Gale and Phillipson retains records to demonstrate that potential conflicts of interest have been managed in an appropriate manner. Where clients have confirmed verbally the steps taken to manage the conflict of interest, Finli will confirm this in writing.  Records will be maintained on individual client files. 

Written records will also be kept:

  • where clients have been given verbal notification that a conflict of interest exists; and
  • where clients have verbally agreed with steps taken by Gale and Phillipson to manage conflicts of interest.

Maintenance and reporting

The Risk & Compliance Team reviews this policy periodically, typically on an annual basis, to ensure that it remains effective and fit for purpose.  In addition, routine monitoring will be carried out on the areas specified which could give rise to a conflict e.g. personal account dealing, gifts and entertainment, etc.
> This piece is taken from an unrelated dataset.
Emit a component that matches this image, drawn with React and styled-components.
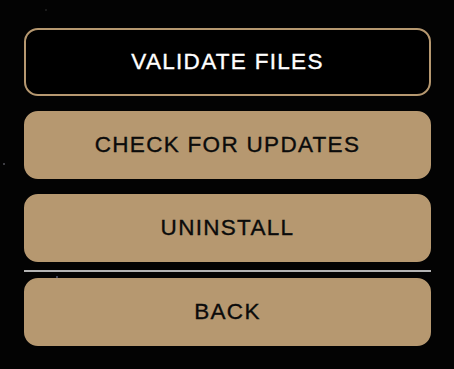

Management Information & Board Reporting

Conflicts are recorded within the Conflicts of Interest Register and reported at committee level on a monthly basis. An annual report containing all relevant data on conflicts will be presented to the board for review. The report will cover all instances where a conflict of interest entailing a material risk of damage to the interests of one or more clients has or may arise.


Regulatory Statement

Gale and Phillipson Investment Services Ltd, Gale and Phillipson Advisory Services Ltd, Gale and Phillipson General Financial Services Ltd and Gale and Phillipson (SE London) Ltd are all authorised and regulated by the Financial Conduct Authority (Reference Numbers 431387, 142752, 195080, 195522).  Gale and Phillipson (Herts) Ltd and Gale and Phillipson Consulting Ltd are appointed representatives of Gale and Phillipson Advisory Services Ltd.  Gale and Phillipson (Surrey) Ltd is an appointed representative of Gale and Phillipson Investment Services Ltd. (Reference Numbers 615821, 811525, 703337). All companies trade under the name Gale and Phillipson and are registered in England and Wales numbers 05409822, 02232959, 03751076, 04077157, 08864945 and 04823391.  Registered office for all companies is Gallowfields House, Fairfield Way, Richmond, DL10 4TB.